A roadside diner in ‘The End Of The Fucking World’. Credit: Netflix

The End of the F***ing World even acknowledges the wonky setting directly. “If this were a film,” comments Alyssa, looking at the car she and James have just crashed, “we’d probably be American.” To put the question bluntly, then: why aren’t they? 

Don’t even get me started on Netflix’s other forays into hopping the Atlantic. Even the accents are all over the shop. In The Princess Switch, the platform’s so-bad-it’s-brilliant festive flick, Vanessa Hudgens’ British accent makes her sound like a drunk Mary Poppins. Then there’s The Chilling Adventures of Sabrina – which features more dialects than a faulty edition of Duolingo. Zelda (played by Miranda Otto) speaks with a cool Transatlantic drawl whisked straight from the Golden Age of Hollywood, while her sister Hilda (Lucy Davis) inexplicably has an English accent. I know they’re supposed to be 500 years old, but really, can this be plausible? Confounding things even further, their niece Sabrina has a fairly unremarkable American twang, while cousin Ambrose chunters away like an extra from a Jane Austen drama.
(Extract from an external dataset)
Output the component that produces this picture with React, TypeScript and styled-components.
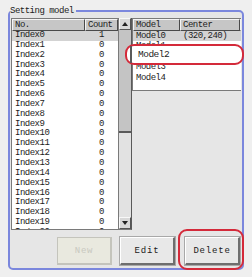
import styled, { createGlobalStyle } from "styled-components";

const GlobalStyle = createGlobalStyle`
  html, body {
    margin: 0;
    padding: 0;
    background: #efefef;
  }
  body {
    width: 252px;
    height: 277px;
    overflow: hidden;
    font-family: "Liberation Mono", "DejaVu Sans Mono", monospace;
    font-size: 9px;
    color: #1c1c1c;
  }
`;

const Page = styled.div`
  padding: 6px 8px 7px 8px;
  height: 277px;
  box-sizing: border-box;
`;

const Frame = styled.fieldset`
  position: relative;
  margin: 0;
  height: 100%;
  box-sizing: border-box;
  border: 2px solid #7b87dd;
  border-radius: 5px;
  background: #e6e6e6;
  padding: 0 1px 0 1px;
  display: flex;
  flex-direction: column;
`;

const Legend = styled.legend`
  padding: 0 2px 0 0;
  margin-left: -1px;
  letter-spacing: -0.5px;
  line-height: 10px;
  color: #222;
`;

const ListsRow = styled.div`
  display: flex;
  height: 212px;
  margin-top: 2px;
`;

const ListBox = styled.div<{ $width: number; $height?: number }>`
  width: ${(p) => p.$width}px;
  height: ${(p) => (p.$height ? `${p.$height}px` : "100%")};
  background: #ffffff;
  border: 1px solid #7a7a7a;
  border-right: none;
  box-sizing: border-box;
  overflow: hidden;
  display: flex;
  flex-direction: column;
`;

const HeaderRow = styled.div<{ $cols: string }>`
  display: grid;
  grid-template-columns: ${(p) => p.$cols};
  height: 12px;
  flex: none;
`;

const HeaderCell = styled.div`
  background: #c6c6c6;
  border-right: 1px solid #4a4a4a;
  border-bottom: 1px solid #4a4a4a;
  border-top: 1px solid #f4f4f4;
  border-left: 1px solid #f4f4f4;
  box-sizing: border-box;
  padding-left: 2px;
  line-height: 10px;
  letter-spacing: -0.5px;
  white-space: nowrap;
  overflow: hidden;
`;

const Row = styled.div<{ $cols: string; $h: number; $selected?: boolean }>`
  display: grid;
  grid-template-columns: ${(p) => p.$cols};
  height: ${(p) => p.$h}px;
  line-height: ${(p) => p.$h}px;
  flex: none;
  background: ${(p) => (p.$selected ? "#d3d3d3" : "transparent")};
  letter-spacing: -0.5px;
  white-space: nowrap;
`;

const Cell = styled.div<{ $center?: boolean }>`
  padding-left: ${(p) => (p.$center ? "0" : "3px")};
  text-align: ${(p) => (p.$center ? "center" : "left")};
  overflow: hidden;
`;

const ScrollBar = styled.div`
  width: 14px;
  height: 100%;
  box-sizing: border-box;
  border-right: 1px solid #5a5a5a;
  border-left: 1px solid #7a7a7a;
  border-bottom: 1px solid #7a7a7a;
  background: #e2e2e2;
  display: flex;
  flex-direction: column;
`;

const ArrowButton = styled.div`
  height: 12px;
  flex: none;
  background: #d8d8d8;
  border-top: 1px solid #f8f8f8;
  border-left: 1px solid #f8f8f8;
  border-right: 1px solid #555;
  border-bottom: 1px solid #555;
  box-sizing: border-box;
  display: flex;
  align-items: center;
  justify-content: center;
`;

const Arrow = styled.div<{ $down?: boolean }>`
  width: 0;
  height: 0;
  border-left: 3px solid transparent;
  border-right: 3px solid transparent;
  ${(p) =>
    p.$down ? "border-top: 4px solid #222;" : "border-bottom: 4px solid #222;"}
`;

const Track = styled.div`
  flex: 1;
  display: flex;
  flex-direction: column;
`;

const Thumb = styled.div`
  height: 103px;
  background: #c4c4c4;
  border-bottom: 2px solid #5a5a5a;
  box-sizing: border-box;
`;

const RightPane = styled.div`
  flex: 1;
`;

const ButtonRow = styled.div`
  display: flex;
  justify-content: flex-end;
  gap: 8px;
  padding: 7px 1px 0 0;
`;

const Button = styled.div<{ $disabled?: boolean; $gap?: number }>`
  width: 55px;
  height: 28px;
  margin-left: ${(p) => p.$gap ?? 0}px;
  box-sizing: border-box;
  display: flex;
  align-items: center;
  justify-content: center;
  letter-spacing: 0.8px;
  background: ${(p) => (p.$disabled ? "#e9e9df" : "#e8e8e8")};
  color: ${(p) => (p.$disabled ? "#c8c8c0" : "#202020")};
  border-top: 1px solid ${(p) => (p.$disabled ? "#c4c4bc" : "#ffffff")};
  border-left: 1px solid ${(p) => (p.$disabled ? "#c4c4bc" : "#ffffff")};
  border-right: 2px solid ${(p) => (p.$disabled ? "#c4c4bc" : "#6e6e6e")};
  border-bottom: 2px solid ${(p) => (p.$disabled ? "#c4c4bc" : "#6e6e6e")};
  outline: 1px solid ${(p) => (p.$disabled ? "transparent" : "#a8a8a8")};
`;

const Callout = styled.div<{ $x: number; $y: number; $w: number; $h: number; $fill?: boolean }>`
  position: absolute;
  left: ${(p) => p.$x}px;
  top: ${(p) => p.$y}px;
  width: ${(p) => p.$w}px;
  height: ${(p) => p.$h}px;
  box-sizing: border-box;
  border: 2px solid #d42a3a;
  border-radius: 9px;
  background: ${(p) => (p.$fill ? "#ffffff" : "transparent")};
  display: flex;
  align-items: center;
  letter-spacing: -0.5px;
`;

const CalloutEdge = styled.div`
  width: 2px;
  height: 100%;
  margin-left: 3px;
  background: #5a5a5a;
`;

const CalloutText = styled.span`
  margin-left: 6px;
  font-size: 9.5px;
`;

const leftCols = "73px 1fr";
const rightCols = "47px 60px 1fr";

const indexRows = Array.from({ length: 21 }, (_, i) => ({
  name: `Index${i}`,
  count: i === 0 ? 1 : 0,
}));

const models = [
  { name: "Model0", center: "(320,240)" },
  { name: "Model1", center: "" },
  { name: "Model2", center: "" },
  { name: "Model3", center: "" },
  { name: "Model4", center: "" },
];

export default function App() {
  return (
    <>
      <GlobalStyle />
      <Page>
        <Frame>
          <Legend>Setting model</Legend>
          <ListsRow>
            <ListBox $width={107}>
              <HeaderRow $cols={leftCols}>
                <HeaderCell>No.</HeaderCell>
                <HeaderCell>Count</HeaderCell>
              </HeaderRow>
              {indexRows.map((r, i) => (
                <Row key={r.name} $cols={leftCols} $h={9.85} $selected={i === 0}>
                  <Cell>{r.name}</Cell>
                  <Cell $center>{r.count}</Cell>
                </Row>
              ))}
            </ListBox>
            <ScrollBar>
              <ArrowButton>
                <Arrow />
              </ArrowButton>
              <Track>
                <Thumb />
              </Track>
              <ArrowButton>
                <Arrow $down />
              </ArrowButton>
            </ScrollBar>
            <RightPane>
              <ListBox $width={109} $height={73}>
                <HeaderRow $cols={rightCols}>
                  <HeaderCell>Model</HeaderCell>
                  <HeaderCell>Center</HeaderCell>
                  <HeaderCell />
                </HeaderRow>
                {models.map((m, i) => (
                  <Row key={m.name} $cols={rightCols} $h={10.4} $selected={i === 0}>
                    <Cell>{m.name}</Cell>
                    <Cell>{m.center}</Cell>
                    <Cell />
                  </Row>
                ))}
              </ListBox>
            </RightPane>
          </ListsRow>
          <ButtonRow>
            <Button $disabled>New</Button>
            <Button>Edit</Button>
            <Button $gap={2}>Delete</Button>
          </ButtonRow>
          <Callout $x={115} $y={28} $w={119} $h={21} $fill>
            <CalloutEdge />
            <CalloutText>Model2</CalloutText>
          </Callout>
          <Callout $x={168} $y={213} $w={66} $h={41} />
        </Frame>
      </Page>
    </>
  );
}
It just feels weird, like slapping Hugh Grant’s plummy bumblings into the midst of a Chicago gangster thriller. 

Don’t get me wrong, I really enjoyed all of these shows despite their shortcomings. Once I got past the slightly alien blend of cultures and the haphazard accents, of course. The End of the F***ing World’s droll script and dark humour kept me hooked; the sheer awkwardness of Sex Education is genius. 

But stacked up next to This Country, which captures the sheer, unrelenting boredom of growing up in a slightly shit west country village, and there’s just not the same specificity. Compare these shows with Derry Girls, set in ’90s Northern Ireland, and the same is true. It feels like a slightly missed opportunity: when everyone’s dressed up as High School Musical extras, it’s not believable to crack out a punchline about a service station in Newport.

Shows don’t need to straddle an ocean to gain fans. The point of great television is transporting people to another world, not plumping up your viewership with catch-all programmes aimed at as many people as possible.